Önder Babat ölümsüzdür!

İstanbul Üniversitesi Hukuk Fakültesi 4. Sınıf öğrencisi iken öldürülen Önder Babat 4 Mart Pazartesi günü üniversite öğrencileri tarafından anıldı.

Burjuva medyada ilk olarak kafasına taş düştüğü söylendi. Bu yalan tutmayınca, serseri bir kurşunun Önder’e isabet ettiği iddia edildi. Egemen kaynaklardan yayılan bilgi kirliliği gerçekliği örtemedi. Bugün artık herkes tarafından Önder Babat’ın politik bir cinayet sonucu, devlet tarafından öldürülüğü bilinmektedir.

İ.Ü. Merkez Kampüs’teki Havuzlu bahçede “Önder Babat Ölümsüzdür, Katil Devlet Hesap Verecek” pankartının arkasında toplanan öğrenciler Hukuk Fakültesi koridorundan geçerek İstanbul Üniversitesi kapısına yürüdü. Yürüyüş boyunca sık sık “Önder Babat Ölümsüzdür”, “Katil Devlet Hesap Verecek”, “Kurtuluş Yok Tek Başına, Ya Hep Beraber Ya Hiç Birimiz”, “Yaşasın Devrimci Dayanışma” sloganları atıldı. Ardından yapılan basın açıklamasında, Önder’in devlet eliyle katledilmesinin ne ilk ne de son olduğuna, 16 Mart Beyazıt katliamından Ege üniversitesi öğrencisi Ali Serkan Eroğlu’nun planlı bir şekilde öldürülmesine, Muğla Üniversitesi öğrencisi Şerzan Kurt dahil bugüne kadar birçok öğrencinin katledilmesinin aynı hedeflerle yapıldığına ve bu hedefin de devrimci öğrencilerin mücadelesini üniversitelerden temizlemeye çalışmak olduğuna değinildi.
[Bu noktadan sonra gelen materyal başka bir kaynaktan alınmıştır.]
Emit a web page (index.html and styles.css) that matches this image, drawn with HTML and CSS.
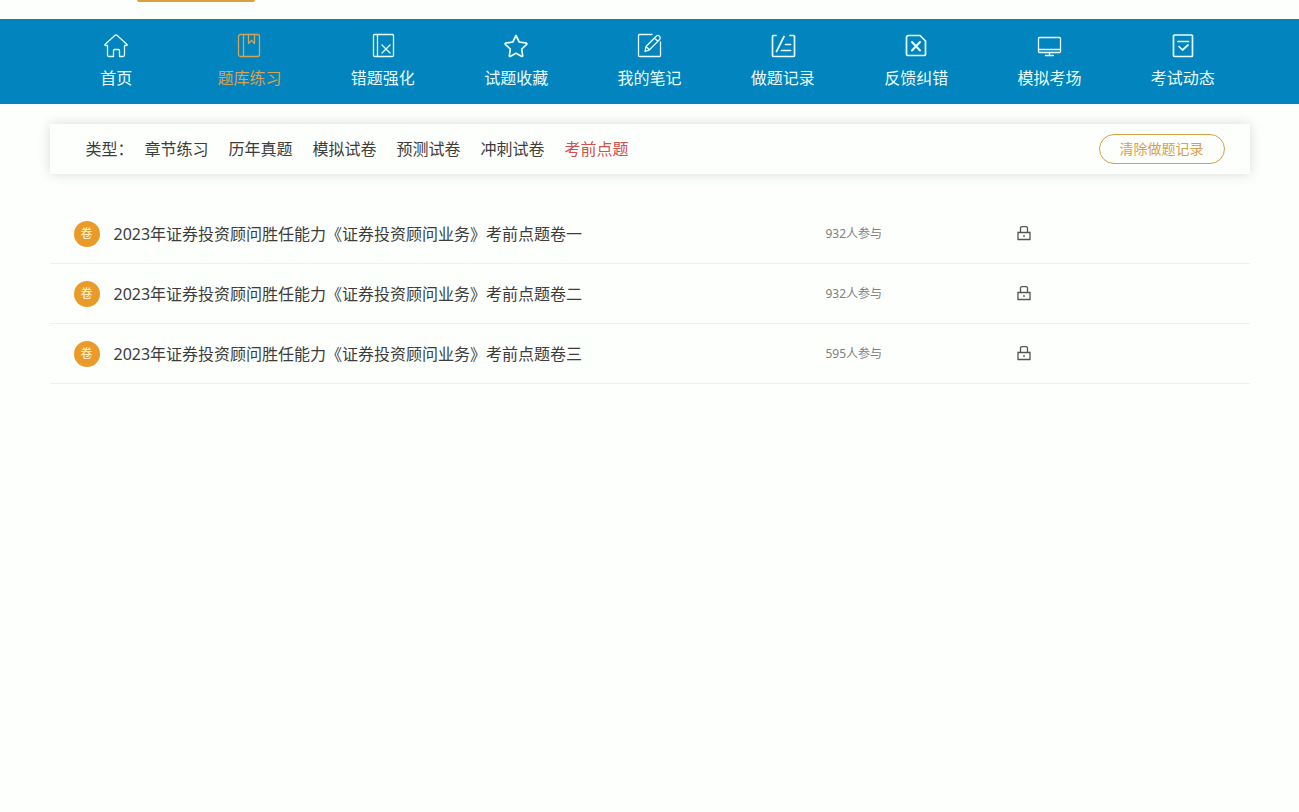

Basın açıklamasında şunlara yer verildi;

“Bugün okulda özellikle sivil ve resmi polis baskısının giderek arttığına, buna bir de özel güvenlik terörünün eklendiğini unutmamak gerekir. Neredeyse öğrenci gençlerin her hareketi, söz konusu güçler tarafından denetlenmekte ve baskı altına alınmaktadır. Polis ve özel güvenlik raporlarına dayanarak okuldan atmalara ve soruşturma açılmasına ve soruşturma sayısının her geçen gün artmasına zaten tanığız. Öğrencilerin demokratik talepler etrafında şekillenen protestoları sonucunda ya da salt basın açıklamasına katıldığı gerekçesiyle soruşturmalar açılıyor. Bu durum Türkiye’de muhalefeti zapt-u rapt altına almaya çalışan uygulamaların öğrenci gençlik üzerindeki yansımasından başka birşey değildir... Dün okullarda siyaset engellenmeyecek şeklinde açıklama yapanlar bugün ODTÜ’de yaşananları ise terörizm olarak tanımlıyor ve hedef haline getirmeye çalışıyor...

Onlar, dünden bugüne uzanan mücadele geleneğinde yaratılan değerlerin savunucusuydu. Onları yok etmek isteyenlerin bir hedefi de bu değerlere kast etmekti. Bir dava uğruna mücadele etmenin gereksiz, bedel ödemenin anlamsız sayıldığı günümüz koşullarında onlar hepimiz için devrimci değerlerimizin teminatı oldu...

Ne katlederek, ne tutuklayarak ne çıkardığınız yasalarla devrimci mücadeleyi engelleyemezsiniz. Dün olduğu gibi bu kavga yarın da sürecektir.”